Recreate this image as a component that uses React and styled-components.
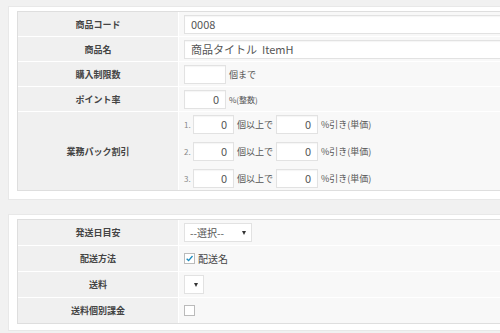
import React from "react";
import styled, { createGlobalStyle } from "styled-components";

const GlobalStyle = createGlobalStyle`
  html, body {
    margin: 0;
    padding: 0;
    background: #f1f1f1;
    overflow: hidden;
  }
  body {
    font-family: "Noto Sans CJK JP", "Noto Sans", sans-serif;
    color: #444;
  }
`;

const Page = styled.div`
  padding: 6px 0 0 8px;
  display: flex;
  flex-direction: column;
  gap: 14px;
`;

const Panel = styled.div`
  background: #fff;
  border: 1px solid #e8e8e8;
  border-right: none;
  padding: ${(p) => p.$pad};
`;

const Table = styled.div`
  display: grid;
  grid-template-columns: 160px 1fr;
  gap: 1px;
  background: #fff;
  border: 1px solid #dedede;
  border-right: none;
`;

const Label = styled.div`
  background: #f0f0f0;
  display: flex;
  align-items: center;
  justify-content: center;
  font-size: 9px;
  font-weight: 700;
  color: #444;
  height: ${(p) => (p.$h ? p.$h + "px" : "auto")};
  grid-row: ${(p) => (p.$span ? `span ${p.$span}` : "auto")};
`;

const Value = styled.div`
  background: #f8f8f8;
  display: flex;
  flex-direction: ${(p) => (p.$column ? "column" : "row")};
  align-items: ${(p) => (p.$column ? "stretch" : "center")};
  gap: 3px;
  padding-left: 5px;
  min-height: ${(p) => p.$h}px;
  overflow: hidden;
  font-size: 9px;
  color: #555;
`;

const Line = styled.div`
  height: 24px;
  display: flex;
  align-items: center;
  gap: 3px;
`;

const Input = styled.div`
  box-sizing: border-box;
  flex: none;
  width: ${(p) => p.$w};
  height: 19px;
  background: #fff;
  border: 1px solid #e2e2e2;
  box-shadow: inset 0 1px 1px rgba(0, 0, 0, 0.04);
  display: flex;
  align-items: center;
  justify-content: ${(p) => (p.$right ? "flex-end" : "flex-start")};
  padding: 0 6px;
  font-size: 11px;
  color: #555;
  white-space: nowrap;
`;

const Num = styled.span`
  width: 6px;
  font-size: 8px;
  color: #888;
`;

const Note = styled.span`
  font-size: ${(p) => (p.$small ? "8px" : "9px")};
  color: #555;
  white-space: nowrap;
`;

const Select = styled.div`
  box-sizing: border-box;
  width: ${(p) => p.$w};
  height: 19px;
  background: #fff;
  border: 1px solid #e2e2e2;
  display: flex;
  align-items: center;
  justify-content: space-between;
  padding: 0 5px 0 5px;
  font-size: 10px;
  color: #555;
`;

const Arrow = styled.span`
  width: 0;
  height: 0;
  border-left: 2.5px solid transparent;
  border-right: 2.5px solid transparent;
  border-top: 4px solid #333;
  margin-left: auto;
`;

const Check = styled.span`
  box-sizing: border-box;
  width: 11px;
  height: 11px;
  background: #fff;
  border: 1px solid #bbb;
  display: inline-flex;
  align-items: center;
  justify-content: center;
  svg {
    width: 11px;
    height: 11px;
  }
`;

const CheckLabel = styled.span`
  font-size: 10px;
  color: #444;
`;

const discounts = [1, 2, 3];

export default function App() {
  return (
    <>
      <GlobalStyle />
      <Page>
        <Panel $pad="4px 0 8px 8px">
          <Table>
            <Label $h={24}>商品コード</Label>
            <Value $h={24}>
              <Input $w="calc(100% + 20px)">0008</Input>
            </Value>
            <Label $h={24}>商品名</Label>
            <Value $h={24}>
              <Input $w="calc(100% + 20px)">商品タイトル&nbsp;&nbsp;ItemH</Input>
            </Value>
            <Label $h={24}>購入制限数</Label>
            <Value $h={24}>
              <Input $w="42px" />
              <Note>個まで</Note>
            </Value>
            <Label $h={24}>ポイント率</Label>
            <Value $h={24}>
              <Input $w="42px" $right>
                0
              </Input>
              <Note $small>%(整数)</Note>
            </Value>
            <Label>業務パック割引</Label>
            <Value $column $h={74}>
              {discounts.map((n) => (
                <Line key={n}>
                  <Num>{n}.</Num>
                  <Input $w="41px" $right>
                    0
                  </Input>
                  <Note>個以上で</Note>
                  <Input $w="42px" $right>
                    0
                  </Input>
                  <Note>%引き(単価)</Note>
                </Line>
              ))}
            </Value>
          </Table>
        </Panel>
        <Panel $pad="4px 0 6px 8px">
          <Table>
            <Label $h={25}>発送日目安</Label>
            <Value $h={25}>
              <Select $w="68px">
                --選択--
                <Arrow />
              </Select>
            </Value>
            <Label $h={25}>配送方法</Label>
            <Value $h={25}>
              <Check>
                <svg viewBox="0 0 12 12">
                  <path
                    d="M2.2 6.2 L4.8 8.8 L10 2.6"
                    fill="none"
                    stroke="#1e8cbe"
                    strokeWidth="1.8"
                  />
                </svg>
              </Check>
              <CheckLabel>配送名</CheckLabel>
            </Value>
            <Label $h={25}>送料</Label>
            <Value $h={25}>
              <Select $w="20px">
                <Arrow />
              </Select>
            </Value>
            <Label $h={25}>送料個別課金</Label>
            <Value $h={25}>
              <Check />
            </Value>
          </Table>
        </Panel>
      </Page>
    </>
  );
}
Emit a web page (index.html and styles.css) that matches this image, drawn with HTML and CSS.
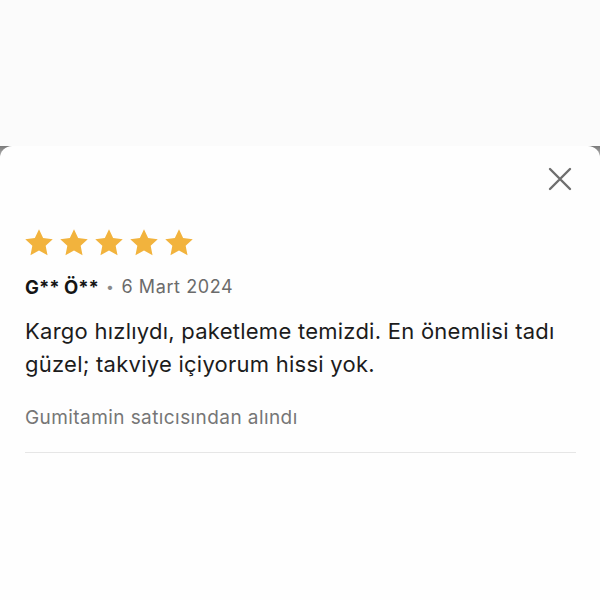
FILE: index.html
```html
<!DOCTYPE html>
<html lang="tr">

<head>
    <meta charset="UTF-8" />
    <meta name="viewport" content="width=device-width, initial-scale=1.0" />
    <title>Değerlendirme</title>
    <link rel="stylesheet" href="styles.css">
</head>

<body>
    <div class="backdrop"></div>

    <!-- Review Sheet -->
    <div class="sheet-frame">
        <div class="sheet">
            <div class="sheet-header">
                <button class="close-btn" aria-label="Kapat">
                    <svg width="24" height="24" viewBox="0 0 24 24">
                        <path d="M2 2 L22 22 M22 2 L2 22" stroke="#6e6e6e" stroke-width="2.4" stroke-linecap="round" fill="none" />
                    </svg>
                </button>
            </div>

            <div class="stars">
                <svg class="star" viewBox="0 0 24 24"><path d="M12 1.6l3.1 6.6 7.2.9-5.3 5 1.4 7.1L12 17.7l-6.4 3.5 1.4-7.1-5.3-5 7.2-.9z" /></svg>
                <svg class="star" viewBox="0 0 24 24"><path d="M12 1.6l3.1 6.6 7.2.9-5.3 5 1.4 7.1L12 17.7l-6.4 3.5 1.4-7.1-5.3-5 7.2-.9z" /></svg>
                <svg class="star" viewBox="0 0 24 24"><path d="M12 1.6l3.1 6.6 7.2.9-5.3 5 1.4 7.1L12 17.7l-6.4 3.5 1.4-7.1-5.3-5 7.2-.9z" /></svg>
                <svg class="star" viewBox="0 0 24 24"><path d="M12 1.6l3.1 6.6 7.2.9-5.3 5 1.4 7.1L12 17.7l-6.4 3.5 1.4-7.1-5.3-5 7.2-.9z" /></svg>
                <svg class="star" viewBox="0 0 24 24"><path d="M12 1.6l3.1 6.6 7.2.9-5.3 5 1.4 7.1L12 17.7l-6.4 3.5 1.4-7.1-5.3-5 7.2-.9z" /></svg>
            </div>

            <div class="review-meta">
                <span class="reviewer">G** Ö**</span>
                <span class="dot">•</span>
                <span class="review-date">6 Mart 2024</span>
            </div>

            <p class="review-text">Kargo hızlıydı, paketleme temizdi. En önemlisi tadı güzel; takviye içiyorum hissi yok.</p>

            <p class="seller">Gumitamin satıcısından alındı</p>

            <hr class="divider">
        </div>
    </div>
</body>

</html>
```

FILE: styles.css
```css
* {
    margin: 0;
    padding: 0;
    box-sizing: border-box;
}

html,
body {
    height: 100%;
}

body {
    background-color: #fbfbfb;
    color: #1c1c1c;
    font-family: "Inter", "Liberation Sans", sans-serif;
    display: flex;
    flex-direction: column;
}

.backdrop {
    height: 146px;
    flex-shrink: 0;
}


/* Sheet */

.sheet-frame {
    flex: 1;
    background: linear-gradient(to bottom, #7a7a7a 0, #b0b0b0 10px, #fbfbfb 14px);
}

.sheet {
    height: 100%;
    background-color: #fefefe;
    border-radius: 12px 12px 0 0;
    padding: 21px 24px 0 25px;
}

.sheet-header {
    display: flex;
    justify-content: flex-end;
}

.close-btn {
    background: none;
    border: none;
    width: 24px;
    height: 24px;
    margin-right: 4px;
    cursor: pointer;
}

.close-btn svg {
    display: block;
}


/* Stars */

.stars {
    display: flex;
    gap: 3px;
    margin-top: 36px;
    margin-left: -2px;
}

.star {
    width: 32px;
    height: 32px;
    fill: #f2b33d;
}


/* Meta + text */

.review-meta {
    margin-top: 15px;
    font-size: 18px;
    line-height: 26px;
    letter-spacing: 0.6px;
    display: flex;
    align-items: center;
    gap: 7px;
}

.reviewer {
    font-weight: 700;
    font-size: 18.5px;
    color: #151515;
    letter-spacing: 0;
}

.dot {
    color: #8a8a8a;
    font-size: 14px;
}

.review-date {
    color: #6b6b6b;
}

.review-text {
    margin-top: 15px;
    font-size: 22px;
    line-height: 33px;
    letter-spacing: 0.25px;
    color: #1c1c1c;
}

.seller {
    margin-top: 24px;
    font-size: 19px;
    line-height: 26px;
    letter-spacing: 0.42px;
    color: #767676;
}

.divider {
    margin-top: 21px;
    border: none;
    border-top: 1.5px solid #e6e6e6;
}
```
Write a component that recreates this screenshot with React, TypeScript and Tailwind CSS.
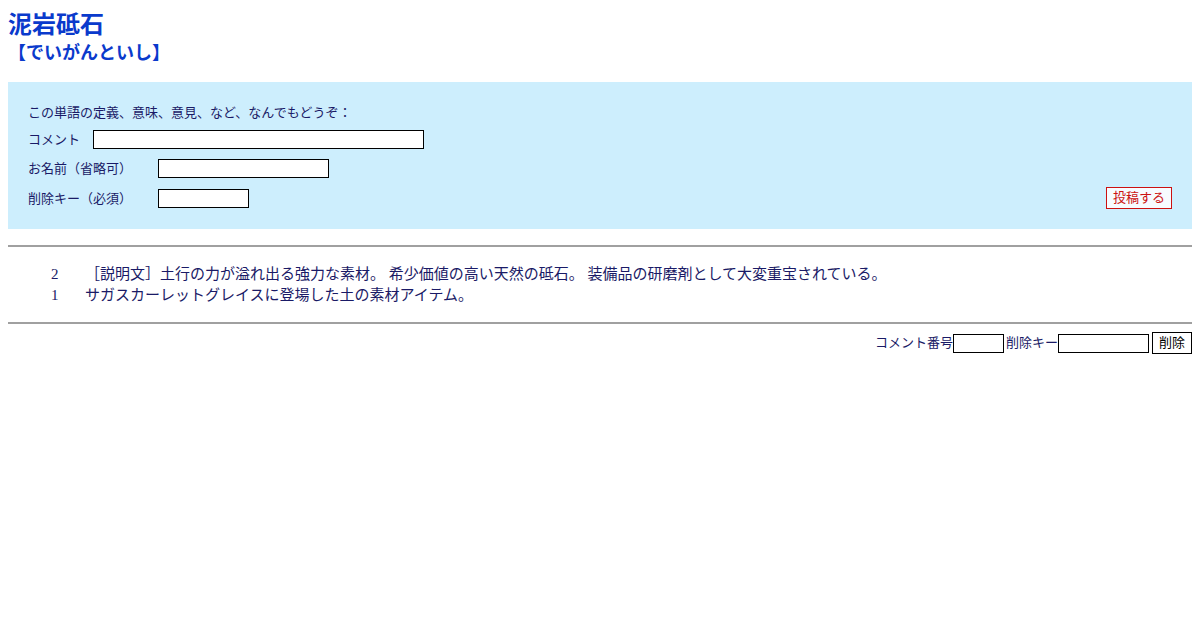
import React from "react";

const font = { fontFamily: '"Liberation Serif", "Noto Sans CJK JP", serif' };

export default function App() {
  return (
    <div className="w-[1200px] h-[630px] bg-white text-[#1a1a66]" style={font}>
      <div className="px-2 pt-2">
        <h1 className="text-[24px] leading-[30px] font-bold text-[#0a3acc] [font-family:'Noto_Sans_CJK_JP',sans-serif]">泥岩砥石</h1>
        <div className="text-[18px] leading-[26px] font-bold text-[#0a3acc] [font-family:'Noto_Sans_CJK_JP',sans-serif]">【でいがんといし】</div>
      </div>

      <div className="mx-2 mt-[18px] bg-[#cdeefd] px-5 pt-[21px] pb-[20px] text-[13px] text-[#1a1a66]">
        <div className="leading-[20px]">この単語の定義、意味、意見、など、なんでもどうぞ：</div>
        <div className="mt-[7px] flex items-center h-[19px]">
          <span className="w-[65px] leading-[19px]">コメント</span>
          <input className="w-[331px] h-[19px] border border-black bg-white" />
        </div>
        <div className="mt-[10px] flex items-center h-[19px]">
          <span className="w-[130px] leading-[19px]">お名前（省略可）</span>
          <input className="w-[171px] h-[19px] border border-black bg-white" />
        </div>
        <div className="mt-[9px] flex items-center justify-between h-[22px]">
          <div className="flex items-center">
            <span className="w-[130px] leading-[19px]">削除キー（必須）</span>
            <input className="w-[91px] h-[19px] border border-black bg-white" />
          </div>
          <button className="w-[66px] h-[22px] border border-[#cc1111] bg-[#f7fbff] text-[#cc1111] text-[13px] leading-[20px]">投稿する</button>
        </div>
      </div>

      <div className="mx-2 mt-[16px] border-t-2 border-[#a0a0a0]" />

      <div className="pt-[17px] pb-[16px] text-[15px] leading-[21px] text-[#1a1a66]">
        <div className="flex">
          <span className="w-[85px] pl-[51px]">2</span>
          <span>［説明文］土行の力が溢れ出る強力な素材。 希少価値の高い天然の砥石。 装備品の研磨剤として大変重宝されている。</span>
        </div>
        <div className="flex">
          <span className="w-[85px] pl-[51px]">1</span>
          <span>サガスカーレットグレイスに登場した土の素材アイテム。</span>
        </div>
      </div>

      <div className="mx-2 border-t-2 border-[#a0a0a0]" />

      <div className="mx-2 mt-[8px] flex justify-end items-center text-[13px] text-[#1a1a66]">
        <span>コメント番号</span>
        <input className="w-[51px] h-[19px] border border-black bg-white" />
        <span className="ml-[2px]">削除キー</span>
        <input className="w-[91px] h-[19px] border border-black bg-white" />
        <button className="ml-[3px] w-[40px] h-[22px] border border-black bg-white text-black text-[13px] leading-[20px]">削除</button>
      </div>
    </div>
  );
}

=-=-=-=-=

## [AIM]
Which lines contain "styles"? Copy each of them.

## [WRITTEN SOLUTION]
Emit a web page (index.html and styles.css) that matches this image, drawn with HTML and CSS.
    <link rel="stylesheet" href="styles.css">
FILE: styles.css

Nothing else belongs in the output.